Thursday, October 13, 2016

a preamble to the gita


first, the idea of dharma: doing what must be done, its stoic translation is "doing the best we can at all times."

dharma is not passivity. it means pursuing our duty, diligently, intensely. 

which duty? what we have chosen for ourselves; the milieu we've inherited (dna, family, commitments). 

the idea of detaching oneself from the fruits of one's action may seem a bit counterintuitive, particularly in the West. it takes a hierarchical view of things.

krishna admits that one can win or gain, no matter the outcome.

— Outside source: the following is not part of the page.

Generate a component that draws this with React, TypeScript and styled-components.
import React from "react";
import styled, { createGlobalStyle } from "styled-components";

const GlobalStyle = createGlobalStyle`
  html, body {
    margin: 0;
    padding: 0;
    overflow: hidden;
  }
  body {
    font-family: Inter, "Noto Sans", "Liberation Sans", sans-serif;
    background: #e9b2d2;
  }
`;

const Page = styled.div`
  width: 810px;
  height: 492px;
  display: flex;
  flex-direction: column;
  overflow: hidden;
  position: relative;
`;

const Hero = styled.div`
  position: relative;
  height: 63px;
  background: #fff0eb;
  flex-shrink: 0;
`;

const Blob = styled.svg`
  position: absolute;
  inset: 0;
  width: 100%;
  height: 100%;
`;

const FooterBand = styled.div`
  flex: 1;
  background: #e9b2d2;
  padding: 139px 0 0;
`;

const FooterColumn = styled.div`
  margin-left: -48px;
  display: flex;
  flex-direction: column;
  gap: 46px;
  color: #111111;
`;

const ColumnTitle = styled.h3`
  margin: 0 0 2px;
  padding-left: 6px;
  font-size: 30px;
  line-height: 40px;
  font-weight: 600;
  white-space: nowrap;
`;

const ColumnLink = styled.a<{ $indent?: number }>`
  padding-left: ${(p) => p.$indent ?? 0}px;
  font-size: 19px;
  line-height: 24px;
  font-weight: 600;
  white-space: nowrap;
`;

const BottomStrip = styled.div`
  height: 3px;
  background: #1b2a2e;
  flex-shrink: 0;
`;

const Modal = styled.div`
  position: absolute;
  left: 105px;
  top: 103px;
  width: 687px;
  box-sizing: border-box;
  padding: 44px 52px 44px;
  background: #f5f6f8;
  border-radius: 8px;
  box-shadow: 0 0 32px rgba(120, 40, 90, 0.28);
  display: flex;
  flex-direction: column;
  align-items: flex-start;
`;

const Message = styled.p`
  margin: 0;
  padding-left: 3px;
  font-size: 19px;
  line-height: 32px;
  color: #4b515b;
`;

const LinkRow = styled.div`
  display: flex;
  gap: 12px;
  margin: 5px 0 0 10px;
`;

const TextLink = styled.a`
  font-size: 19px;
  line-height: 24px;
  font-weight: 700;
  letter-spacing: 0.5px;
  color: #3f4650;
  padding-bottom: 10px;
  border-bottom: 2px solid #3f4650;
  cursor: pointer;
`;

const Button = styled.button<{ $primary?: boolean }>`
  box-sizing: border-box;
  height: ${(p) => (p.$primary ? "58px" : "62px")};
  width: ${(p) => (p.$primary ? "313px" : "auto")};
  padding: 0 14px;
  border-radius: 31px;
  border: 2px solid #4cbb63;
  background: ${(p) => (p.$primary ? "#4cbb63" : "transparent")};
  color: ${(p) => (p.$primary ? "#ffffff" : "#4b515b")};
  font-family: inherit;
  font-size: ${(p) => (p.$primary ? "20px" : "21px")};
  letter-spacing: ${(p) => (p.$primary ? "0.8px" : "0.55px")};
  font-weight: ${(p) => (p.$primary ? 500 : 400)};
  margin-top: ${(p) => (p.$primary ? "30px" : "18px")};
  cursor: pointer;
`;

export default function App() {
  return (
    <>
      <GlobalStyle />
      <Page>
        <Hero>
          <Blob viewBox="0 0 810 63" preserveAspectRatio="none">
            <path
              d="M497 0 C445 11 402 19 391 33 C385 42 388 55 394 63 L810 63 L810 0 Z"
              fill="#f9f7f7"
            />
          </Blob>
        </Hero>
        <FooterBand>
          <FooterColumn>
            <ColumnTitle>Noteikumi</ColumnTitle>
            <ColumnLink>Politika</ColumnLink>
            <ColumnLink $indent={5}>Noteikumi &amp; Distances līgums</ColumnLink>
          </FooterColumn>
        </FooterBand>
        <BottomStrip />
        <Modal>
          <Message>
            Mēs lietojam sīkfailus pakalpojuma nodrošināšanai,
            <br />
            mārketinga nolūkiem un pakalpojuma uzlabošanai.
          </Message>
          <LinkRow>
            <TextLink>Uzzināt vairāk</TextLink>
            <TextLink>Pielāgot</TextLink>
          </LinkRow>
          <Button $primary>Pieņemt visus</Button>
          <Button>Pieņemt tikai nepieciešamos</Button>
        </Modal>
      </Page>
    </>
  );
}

sure, but that's too general. how does it apply to me? the idea of "gain" (profit is a bad synonym) in our post-capitalist times is very entrenched. we're often caught up in a means-to-ends cycle. 

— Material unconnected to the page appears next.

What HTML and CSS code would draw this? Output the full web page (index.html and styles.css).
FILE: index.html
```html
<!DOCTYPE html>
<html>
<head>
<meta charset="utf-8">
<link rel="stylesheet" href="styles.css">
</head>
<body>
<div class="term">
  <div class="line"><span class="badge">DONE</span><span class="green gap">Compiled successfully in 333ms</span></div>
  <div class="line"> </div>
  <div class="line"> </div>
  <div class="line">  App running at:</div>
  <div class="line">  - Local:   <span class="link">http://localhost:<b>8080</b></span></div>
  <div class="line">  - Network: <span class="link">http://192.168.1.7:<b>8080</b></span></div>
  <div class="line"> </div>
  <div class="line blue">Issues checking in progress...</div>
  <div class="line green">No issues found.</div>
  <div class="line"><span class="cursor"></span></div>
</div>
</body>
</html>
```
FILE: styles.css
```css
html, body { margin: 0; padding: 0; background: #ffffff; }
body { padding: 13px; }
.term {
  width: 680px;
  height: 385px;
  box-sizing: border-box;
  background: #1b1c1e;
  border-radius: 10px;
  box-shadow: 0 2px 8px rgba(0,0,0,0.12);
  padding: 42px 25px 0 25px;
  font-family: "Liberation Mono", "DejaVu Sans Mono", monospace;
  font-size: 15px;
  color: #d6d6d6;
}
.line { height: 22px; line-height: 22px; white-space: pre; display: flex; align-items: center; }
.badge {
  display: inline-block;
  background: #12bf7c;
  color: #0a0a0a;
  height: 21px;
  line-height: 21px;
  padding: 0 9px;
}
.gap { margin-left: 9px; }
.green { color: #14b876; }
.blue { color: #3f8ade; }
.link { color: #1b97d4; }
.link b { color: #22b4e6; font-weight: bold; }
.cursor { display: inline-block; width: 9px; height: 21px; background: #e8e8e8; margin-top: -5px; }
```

suggestion: how many times one invests and makes money and the general outcome of the investment leaves much to be desired? how many times we've won arguments than in retrospect we wished we had lost? how many actions we choose which we later resent? what cuts through these examples is time. 

we don't have enough time to see the movie because we're in it. only then one can understand krishna's advice.

as we've discussed before, sacrifice (yajna) turns upside-down all received notions of economic exchange: sovereignty. 

yajna is a form of sovereignty. the existentialist metaphor of devenir. in a sense, we're born again every time we choose ourselves. self-rule is a sign of inner development. 

we're born again every time we choose ourselves. self-rule is a great sign of inner development.